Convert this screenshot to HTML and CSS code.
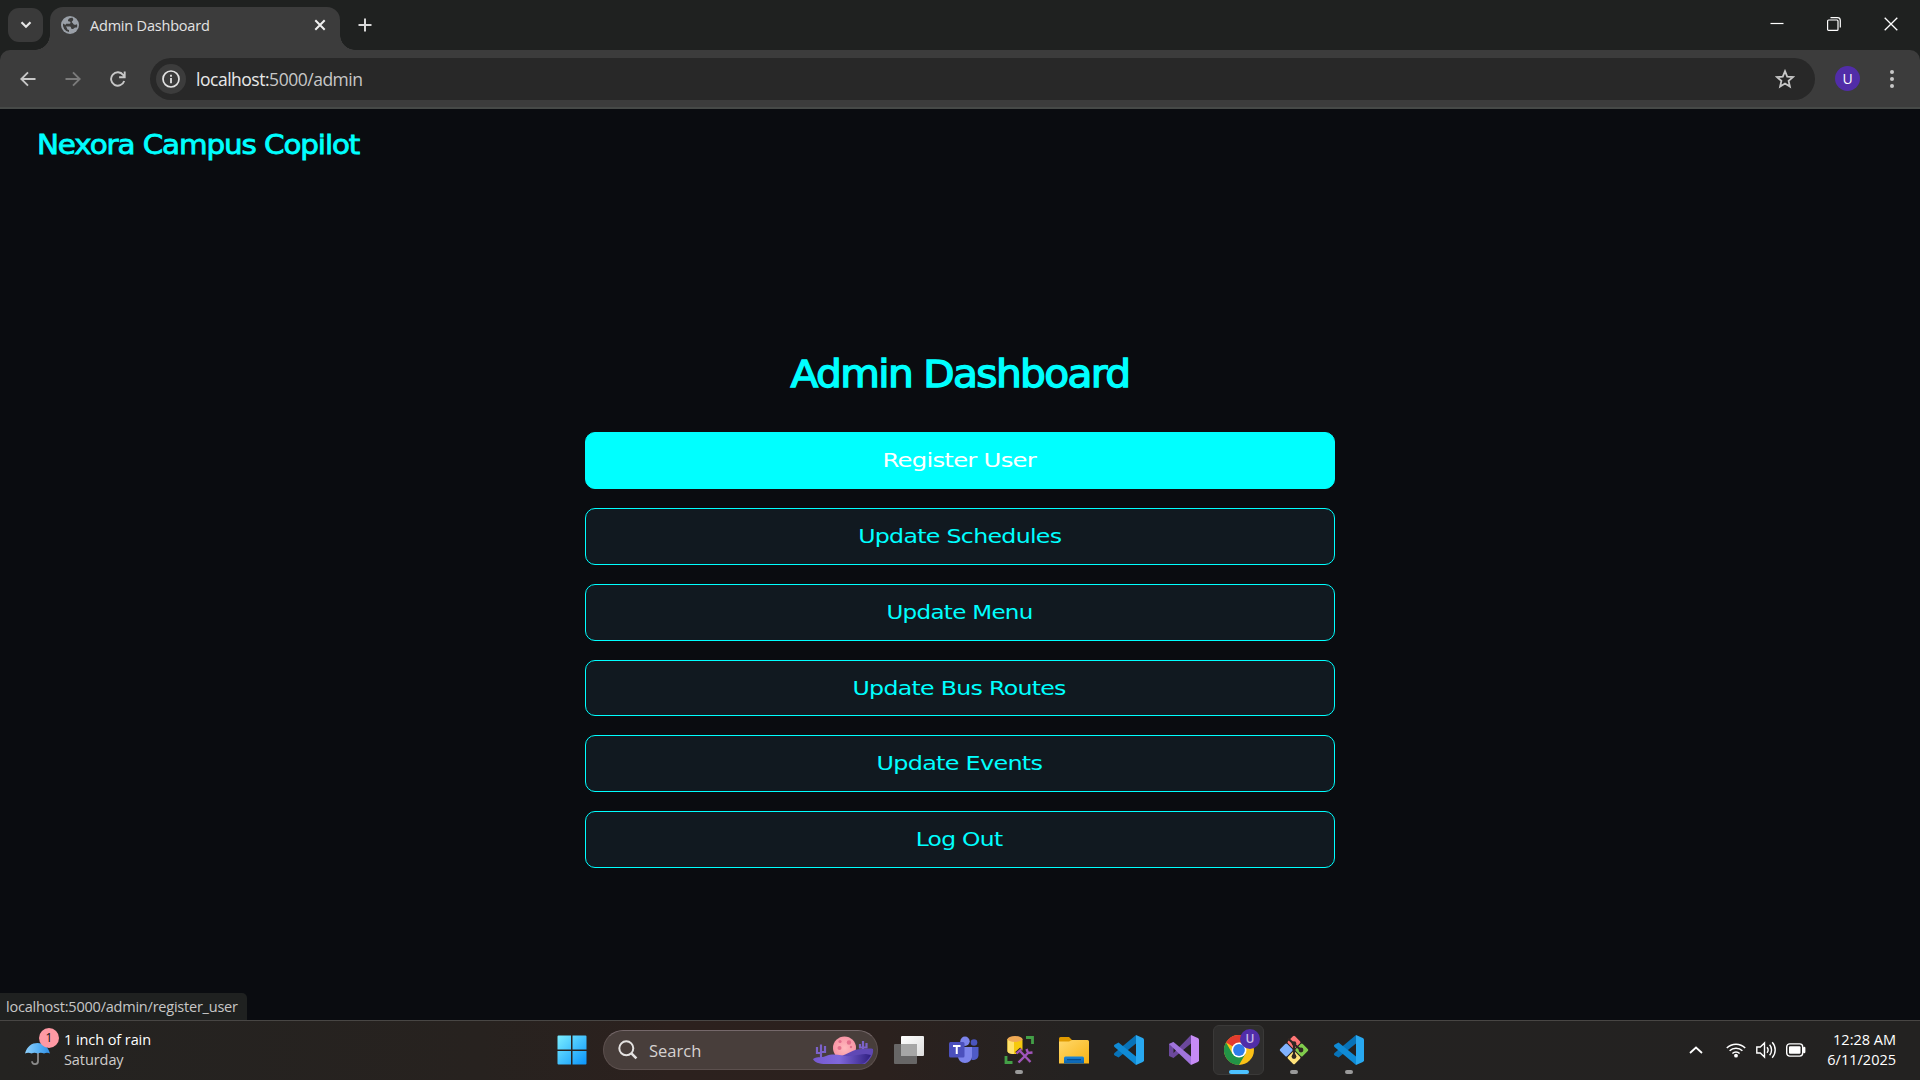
FILE: index.html
```html
<!DOCTYPE html>
<html lang="en">
<head>
<meta charset="utf-8">
<title>Admin Dashboard</title>
<link rel="stylesheet" href="styles.css">
</head>
<body>
<div class="screen">
  <div class="tabstrip">
    <button class="tab-search"><svg width="12" height="8" viewBox="0 0 12 8"><path d="M1.500 1.200 6 5.700 10.500 1.200" fill="none" stroke="#e6e6e6" stroke-width="2.200"/></svg></button>
    <div class="tab">
      <svg width="18" height="18" viewBox="0 0 18 18"><circle cx="9" cy="9" r="9" fill="#9aa0a8"/><path d="M11.500 1.800C9.500 1.600 8 2.500 7.300 3.500c-.6 1-.2 2 .8 2 .9 0 1.400.3 1.400 1.200 0 .8-.6 1.100-1.500 1.100H5.800c-.8 0-1.200.5-1.200 1.200L2 7.500A7.200 7.200 0 0 0 8 16v-2c-1.500 0-2-1-2-2l-1.200-1.500H8c1.500 0 2 .4 2 1.200s.7 1.300 1.700 1.300c1.300 0 1.300-1.500 2.800-1.500H16A7.200 7.200 0 0 0 16 8c-.8.9-2 1.100-3 .6-.9-.5-.7-1.500-1.600-1.900-.8-.4-.8-1.400 0-1.800.9-.5 1.300-1.200.1-3.100z" fill="#3c3c3c" fill-rule="evenodd"/></svg>
      <span class="tab-title">Admin Dashboard</span>
      <svg class="tab-close" width="12" height="12" viewBox="0 0 12 12"><path d="m1.300 1.300 9.400 9.400m0-9.400-9.400 9.400" stroke="#f0f0f0" stroke-width="2"/></svg>
    </div>
    <svg class="new-tab" width="14" height="14" viewBox="0 0 14 14"><path d="M7 .5v13M.5 7h13" stroke="#d8d8d8" stroke-width="2"/></svg>
    <div class="window-controls">
      <svg width="14" height="14" viewBox="0 0 14 14"><path d="M.5 6.500h13" stroke="#fff" stroke-width="1.200"/></svg>
      <svg width="14" height="14" viewBox="0 0 14 14"><rect x=".6" y="3" width="10.400" height="10.400" rx="1" fill="none" stroke="#fff" stroke-width="1.200"/><path d="M3.500.7h7a2.800 2.800 0 0 1 2.800 2.800v7" fill="none" stroke="#fff" stroke-width="1.200"/></svg>
      <svg width="14" height="14" viewBox="0 0 14 14"><path d="m.7.7 12.600 12.600m0-12.600L.7 13.300" stroke="#fff" stroke-width="1.300"/></svg>
    </div>
  </div>

  <div class="toolbar">
    <div class="nav">
      <svg width="16" height="16" viewBox="0 0 16 16"><path d="M15.500 8H1.700M8 1.300 1.300 8 8 14.700" fill="none" stroke="#c7c7c7" stroke-width="1.900"/></svg>
      <svg width="16" height="16" viewBox="0 0 16 16"><path d="M.5 8h13.800M8 1.300 14.700 8 8 14.700" fill="none" stroke="#7b7b7b" stroke-width="1.900"/></svg>
      <svg width="16" height="16" viewBox="0 0 16 16"><path d="M14.200 10A6.700 6.700 0 1 1 13.200 4l1.300 1.800M14.700.6v5.600H9.100" fill="none" stroke="#c7c7c7" stroke-width="1.900"/></svg>
    </div>
    <div class="omnibox">
      <span class="site-info"><svg width="18" height="18" viewBox="0 0 18 18"><circle cx="9" cy="9" r="8" fill="none" stroke="#e3e3e3" stroke-width="1.700"/><path d="M9 8v5.200M9 4.800v1.900" stroke="#e3e3e3" stroke-width="1.800"/></svg></span>
      <span class="url"><b>localhost:</b>5000/admin</span>
      <svg class="star" width="20" height="20" viewBox="0 0 20 20"><path d="m10 2.200 2.200 5.400 5.800.5-4.400 3.800 1.300 5.700-4.900-3-4.900 3 1.300-5.700L2 8.100l5.800-.5z" fill="none" stroke="#c7c7c7" stroke-width="1.800"/></svg>
    </div>
    <span class="avatar">U</span>
    <svg class="menu-dots" width="4" height="18" viewBox="0 0 4 18"><g fill="#c7c7c7"><circle cx="2" cy="2.100" r="2"/><circle cx="2" cy="9" r="2"/><circle cx="2" cy="15.900" r="2"/></g></svg>
  </div>

  <div class="page">
    <header class="brand"><span class="stretch" style="--sx:1.087">Nexora Campus Copilot</span></header>
    <main class="dashboard">
      <h1 class="heading"><span class="stretch" style="--sx:1.1">Admin Dashboard</span></h1>
      <nav class="actions">
        <a class="action action-hover"><span class="stretch" style="--sx:1.215">Register User</span></a>
        <a class="action"><span class="stretch" style="--sx:1.185">Update Schedules</span></a>
        <a class="action"><span class="stretch" style="--sx:1.15">Update Menu</span></a>
        <a class="action"><span class="stretch" style="--sx:1.183">Update Bus Routes</span></a>
        <a class="action"><span class="stretch" style="--sx:1.195">Update Events</span></a>
        <a class="action"><span class="stretch" style="--sx:1.17">Log Out</span></a>
      </nav>
    </main>
    <div class="status">localhost:5000/admin/register_user</div>
  </div>

  <footer class="taskbar">
    <div class="weather">
      <div class="umbrella">
        <svg width="26" height="26" viewBox="0 0 26 26"><defs><linearGradient id="um"><stop offset="0" stop-color="#8fd0fb"/><stop offset=".5" stop-color="#5db4f5"/><stop offset="1" stop-color="#2f8fe6"/></linearGradient></defs><path d="M13 12v9a3 3 0 0 1-6 .3" fill="none" stroke="#8a8a8a" stroke-width="1.800"/><path d="M0 13.500C2 6 7 3 12.500 3S23 6 25 13.500c-2-.9-4-.9-6 0-2-.9-4.500-.9-6.500 0-2-.9-4-.9-6 0-2-.9-4.500-.9-6.500 0z" fill="url(#um)"/></svg>
        <span class="weather-badge">1</span>
      </div>
      <div class="weather-text"><span>1 inch of rain</span><span class="dim">Saturday</span></div>
    </div>

    <div class="apps">
      <div class="app app-start"><svg width="30" height="30" viewBox="0 0 30 30"><defs><linearGradient id="wi" x2="1" y2="1"><stop offset="0" stop-color="#7beeff"/><stop offset="1" stop-color="#0a94fb"/></linearGradient></defs><path d="M1.500.5H14v14H.5v-13a1 1 0 0 1 1-1zM15.500.5h13a1 1 0 0 1 1 1v13h-14zM.5 16H14v13.500H1.500a1 1 0 0 1-1-1zM15.500 16h14v12.500a1 1 0 0 1-1 1h-13z" fill="url(#wi)"/></svg></div>
      <div class="search">
        <svg width="20" height="20" viewBox="0 0 20 20"><circle cx="8.300" cy="8.300" r="7" fill="none" stroke="#e4e2e1" stroke-width="2"/><path d="m13.400 13.400 5 5" stroke="#e4e2e1" stroke-width="2.600"/></svg>
        <span>Search</span>
        <svg class="scene" width="62" height="30" viewBox="0 0 62 30"><defs><linearGradient id="hill"><stop offset="0" stop-color="#7659cf"/><stop offset=".45" stop-color="#8068dc"/><stop offset="1" stop-color="#2f1f80"/></linearGradient><radialGradient id="moon"><stop offset="0" stop-color="#ffb9bd"/><stop offset="1" stop-color="#f895a6"/></radialGradient></defs><path d="M9 24V9.500M9 18H5v-6M9 17h4v-6M51 17V6M51 12.500h-3V9M51 12.500h3.500V8" fill="none" stroke="#7b62c9" stroke-width="2.200"/><circle cx="32.500" cy="13" r="11.500" fill="url(#moon)"/><g fill="#e36f8c"><circle cx="28" cy="6.500" r="1.600"/><circle cx="37" cy="7.500" r="2.200"/><circle cx="27.500" cy="13" r="2"/><circle cx="39" cy="12" r="1.200"/></g><path d="M27 22c9-3 14-8 23-8 5 0 8-1 11 0 1 5-3 11-8 15H30z" fill="#5f48b5"/><path d="M1 24c5-3 9-1 13-3 9-4 17 1 25 0 6-1 10-2 15-2l5 1c-2 4-6 9-10 9H14C7 29 2 27 1 24z" fill="url(#hill)"/></svg>
      </div>
      <div class="app"><svg width="30" height="30" viewBox="0 0 30 30"><defs><linearGradient id="tv" x2="1" y2="1"><stop offset="0" stop-color="#fff"/><stop offset="1" stop-color="#dcdcdc"/></linearGradient></defs><rect x="7" y="1" width="23" height="20" rx="1" fill="url(#tv)"/><rect y="9" width="23" height="20" rx="1" fill="#6e6e6e" opacity=".9"/><path d="M7 9h16v12H7z" fill="#a6a6a6"/></svg></div>
      <div class="app"><svg width="30" height="30" viewBox="0 0 30 30"><circle cx="25" cy="7.500" r="3.300" fill="#4a55bd"/><circle cx="16" cy="6.300" r="4.700" fill="#7b83eb"/><path d="M22 12h7.500v8c0 3.500-3 5.500-7 5z" fill="#4f5bc9"/><path d="M9 12h14v9c0 4-3 7-7 7s-7-3-7-7z" fill="#7b83eb"/><rect y="7" width="15.500" height="15.500" rx="1.500" fill="#4b50bd"/><path d="M4 11h7.500M7.750 11v8" stroke="#fff" stroke-width="2"/></svg></div>
      <div class="app"><svg width="30" height="30" viewBox="0 0 30 30"><path d="M22 2.500h6.500V9M2 21v6.500h6.500" fill="none" stroke="#43a047" stroke-width="2.800"/><path d="M3.500 4v12c0 2 3.500 3 7.500 3s7.500-1 7.500-3V4z" fill="#f6c90e"/><path d="M3.500 4v12c0 2 2 3 6.500 3V5z" fill="#ffe26b"/><ellipse cx="11" cy="4" rx="7.500" ry="3" fill="#efa955"/><path d="m15.500 15.500 11 11.500M25 17 14.500 27.500M12.500 18.500l5-4.500M22.500 14l1.500 4 4.500-.5" fill="none" stroke="#302723" stroke-width="4"/><path d="m15.500 15.500 11 11.500M25 17 14.500 27.500M12.500 18.500l5-4.500M22.500 14l1.500 4 4.500-.5" fill="none" stroke="#a055bd" stroke-width="2.300"/></svg><i class="running"></i></div>
      <div class="app"><svg width="30" height="30" viewBox="0 0 30 30"><defs><linearGradient id="fo" x2="1" y2="1"><stop offset="0" stop-color="#ffd86b"/><stop offset="1" stop-color="#f8b313"/></linearGradient><linearGradient id="fb" y2="1" x2="0"><stop offset="0" stop-color="#1c86d8"/><stop offset="1" stop-color="#0a62ae"/></linearGradient></defs><path d="M0 3.500A1.500 1.500 0 0 1 1.500 2H10l3 3v5H0z" fill="#e09a00"/><path d="M0 6.500h10L13 5h15.500A1.500 1.500 0 0 1 30 6.500v22H0z" fill="url(#fo)"/><path d="M5 28.500V23a1.500 1.500 0 0 1 1.500-1.500h17A1.500 1.500 0 0 1 25 23v5.500z" fill="url(#fb)"/><path d="M8 24.700h14" stroke="#064a8b" stroke-width="1.200"/></svg></div>
      <div class="app"><svg width="30" height="30" viewBox="0 0 30 30"><g id="code"><path d="M22 0v8.500L4.500 22.500.5 20.300c-.7-.7-.7-1.500 0-2.200z" fill="#0873b8"/><path d="M22 30v-8.500L4.500 7.500.5 9.700c-.7.7-.7 1.500 0 2.200z" fill="#108bd5"/><path d="M22 0l6.800 2.900a2 2 0 0 1 1.200 1.800v20.600a2 2 0 0 1-1.200 1.800L22 30z" fill="#28a8f0"/></g></svg></div>
      <div class="app"><svg width="30" height="30" viewBox="0 0 30 30"><path d="M22 0v8.500L4.500 23 0 21V9l4.500-2v11z" fill="#6b489c"/><path d="M0 9 4.500 7 22 21.500V30z" fill="#a074dc"/><path d="m22 0 6.800 2.900a2 2 0 0 1 1.200 1.800v20.600a2 2 0 0 1-1.200 1.800L22 30z" fill="#c68bf5"/></svg></div>
      <div class="app app-active"><svg width="30" height="30" viewBox="0 0 30 30"><circle cx="15" cy="15" r="15" fill="#fbc116"/><path d="M15 15 2 7.500A15 15 0 0 1 28 7.500H15z" fill="#e33b2e"/><path d="M2 7.500A15 15 0 0 0 15 30l6.500-11.250L15 15l-6.500 3.750z" fill="#229446"/><circle cx="15" cy="15" r="7.500" fill="#fff"/><circle cx="15" cy="15" r="5.900" fill="#2f7de9"/></svg><span class="profile-badge">U</span><i class="running"></i></div>
      <div class="app"><svg width="30" height="30" viewBox="0 0 30 30"><g transform="rotate(45 15 15)"><rect x="4.500" y="4.500" width="10" height="10" rx="1.500" fill="#ff7676"/><rect x="15.500" y="4.500" width="10" height="10" rx="1.500" fill="#80cc4d"/><rect x="4.500" y="15.500" width="10" height="10" rx="1.500" fill="#80b3ff"/><rect x="15.500" y="15.500" width="10" height="10" rx="1.500" fill="#ffe27a"/></g><path d="M9 3.500 15 9v13M15 9l7 6" fill="none" stroke="#302723" stroke-width="2.200"/><circle cx="15" cy="8.500" r="2.300" fill="#302723"/><circle cx="22" cy="15" r="2.400" fill="#302723"/><circle cx="15" cy="21.500" r="2.400" fill="#302723"/></svg><i class="running"></i></div>
      <div class="app"><svg width="30" height="30" viewBox="0 0 30 30"><use href="#code"/></svg><i class="running"></i></div>
    </div>

    <div class="tray">
      <svg width="14" height="8" viewBox="0 0 14 8"><path d="m1 7 6-5.500L13 7" fill="none" stroke="#fff" stroke-width="1.800"/></svg>
      <div class="tray-icons">
        <svg width="20" height="16" viewBox="0 0 20 16"><path d="M.8 6a13 13 0 0 1 18.400 0M3.600 8.800a9 9 0 0 1 12.800 0M6.400 11.500a5.100 5.100 0 0 1 7.200 0" fill="none" stroke="#fff" stroke-width="1.500"/><circle cx="10" cy="13.700" r="1.900" fill="#fff"/></svg>
        <svg width="20" height="18" viewBox="0 0 20 18"><path d="M.8 6h3.500L8.500 2v14l-4.200-4H.8zM11 6.200c1.300 1.600 1.300 4 0 5.600M13.600 3.800c2.600 3 2.600 7.400 0 10.400M16.200 1.300c4 4.400 4 11 0 15.400" fill="none" stroke="#fff" stroke-width="1.400"/></svg>
        <svg width="20" height="14" viewBox="0 0 20 14"><rect x=".7" y=".9" width="16" height="12.200" rx="3" fill="none" stroke="#fff" stroke-width="1.400"/><rect x="3" y="3.200" width="11.500" height="7.600" rx="1" fill="#fff"/><path d="M18.200 5v4" stroke="#fff" stroke-width="2.400" stroke-linecap="round"/></svg>
      </div>
      <div class="clock"><span>12:28 AM</span><span>6/11/2025</span></div>
    </div>
  </footer>
</div>
</body>
</html>
```
FILE: styles.css
```css
* { box-sizing: border-box; }
body { margin: 0; background: #0a0c10; font-family: "Open Sans", "Noto Sans", sans-serif; font-size: 14px; color: #fff; }
svg { display: block; flex: none; }
.screen { width: 1920px; height: 1080px; display: flex; flex-direction: column; overflow: hidden; background: #1f2120; }

/* Browser frame */
.tabstrip { height: 50px; display: flex; align-items: flex-start; padding: 7px 0 0 8px; }
.tab-search { width: 35px; height: 34px; margin-top: 1px; padding: 0; border: 0; border-radius: 11px; background: #3a3a3a; display: flex; align-items: center; justify-content: center; }
.tab { position: relative; width: 290px; height: 43px; margin-left: 7px; padding: 0 14px 7px 11px; display: flex; align-items: center; background: #3c3c3c; border-radius: 13px 13px 0 0; }
.tab::before, .tab::after { content: ""; position: absolute; bottom: 0; width: 15px; height: 15px; }
.tab::before { left: -15px; background: radial-gradient(circle at 0 0, transparent 14.500px, #3c3c3c 15px); }
.tab::after { right: -15px; background: radial-gradient(circle at 100% 0, transparent 14.500px, #3c3c3c 15px); }
.tab-title { margin-left: 11px; font-size: 14.500px; color: #e3e3e3; letter-spacing: -.2px; }
.tab-close { margin-left: auto; }
.new-tab { margin: 11px 0 0 18px; }
.window-controls { margin-left: auto; display: flex; gap: 43px; padding: 10px 22px 0 0; }
.toolbar { height: 59px; display: flex; align-items: center; background: #3c3c3c; border-bottom: 2px solid #474a48; border-radius: 10px 10px 0 0; padding: 0 26px 0 20px; }
.nav { display: flex; gap: 29px; width: 130px; }
.omnibox { width: 1665px; height: 42px; border-radius: 21px; background: #282828; display: flex; align-items: center; padding: 0 20px 0 6px; }
.site-info { width: 30px; height: 30px; border-radius: 50%; background: #3c3c3c; display: flex; align-items: center; justify-content: center; }
.url { margin-left: 10px; padding-top: 1px; font-size: 17.500px; letter-spacing: -.48px; color: #c7c7c7; }
.url b { font-weight: 400; color: #e8e8e8; }
.star { margin-left: auto; }
.avatar { width: 25px; height: 25px; margin-left: 20px; border-radius: 50%; background: #512da8; display: flex; align-items: center; justify-content: center; font-size: 14px; }
.menu-dots { margin-left: auto; }

/* Dashboard page */
.page { position: relative; height: 911px; background: #0a0c10; font-family: "DejaVu Sans", sans-serif; color: #0ff; }
.stretch { display: inline-block; transform: scaleX(var(--sx)); white-space: nowrap; }
.brand { height: 70px; padding-left: 37px; font-size: 27px; line-height: 71px; letter-spacing: -1px; -webkit-text-stroke: .8px #0ff; }
.brand .stretch { transform-origin: left; }
.dashboard { width: 750px; margin: 171px auto 0; }
.heading { margin: 0; height: 82px; font-size: 37px; font-weight: 400; line-height: 50px; letter-spacing: -1.500px; text-align: center; -webkit-text-stroke: 1.300px #0ff; }
.actions { display: flex; flex-direction: column; gap: 19px; }
.action { height: 56.860px; border: 1px solid #0ff; border-radius: 10px; background: #111920; font-size: 20px; line-height: 55.500px; letter-spacing: -.6px; text-align: center; padding-right: 1px; }
.action-hover { background: #0ff; color: #fff; }
.status { position: absolute; left: 0; bottom: 0; height: 27px; width: 247px; padding-left: 6px; border-radius: 0 5px 0 0; background: #1f2120; color: #c7c7c7; font: 14.500px/27px "Open Sans", sans-serif; letter-spacing: -.22px; }

/* Taskbar */
.taskbar { height: 60px; display: grid; grid-template-columns: 1fr auto 1fr; align-items: center; padding-bottom: 1px; border-top: 1px solid #484644; background: linear-gradient(90deg, #242321 0, #27221f 25%, #2c211e 35%, #2b211e 46%, #242221 56%, #232221 100%); }
.weather { display: flex; padding-left: 25px; }
.umbrella { position: relative; width: 39px; padding-top: 10px; }
.weather-badge { position: absolute; left: 14px; top: -2px; width: 20px; height: 20px; border-radius: 50%; background: #ff99a4; color: #111; font-size: 12px; line-height: 20px; text-align: center; }
.weather-text, .clock { display: flex; flex-direction: column; font-size: 14.500px; line-height: 20px; letter-spacing: -.08px; }
.dim { color: #cfcdcc; }
.apps { display: flex; align-items: center; padding-left: 2px; }
.app { position: relative; width: 55px; height: 50px; display: flex; align-items: center; justify-content: center; }
.app-start { padding-right: 3px; }
.app-active { width: 51px; margin: 0 2px; border: 1px solid #3a3938; border-radius: 6px; background: #2f2e2d; }
.running { position: absolute; bottom: 1px; left: calc(50% - 4px); width: 8px; height: 4px; border-radius: 2px; background: #9a9a9a; }
.app-active .running { bottom: 0; left: calc(50% - 10px); width: 20px; background: #4cc2ff; }
.profile-badge { position: absolute; right: 3px; top: 3px; width: 20px; height: 20px; border-radius: 50%; background: #512da8; color: #c9bce8; font-size: 12px; font-weight: 600; line-height: 20px; text-align: center; }
.search { width: 275px; height: 40px; margin: 0 3px 0 2px; padding: 0 3px 0 14px; display: flex; align-items: center; border: 1px solid #5c504e; border-top-color: #75686a; border-radius: 20px; background: #483e3b; color: #d6d2d1; font-size: 16.500px; }
.search span { margin-left: 11px; }
.scene { margin-left: auto; }
.tray { display: flex; align-items: center; justify-content: flex-end; padding-right: 24px; }
.tray-icons { display: flex; align-items: center; gap: 10px; margin-left: 23px; }
.clock { width: 90px; text-align: right; letter-spacing: 0; }
```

● ● ●

_Task statement_
Tell how many lines contain the word "code", using only the number.

_Exercise output_
3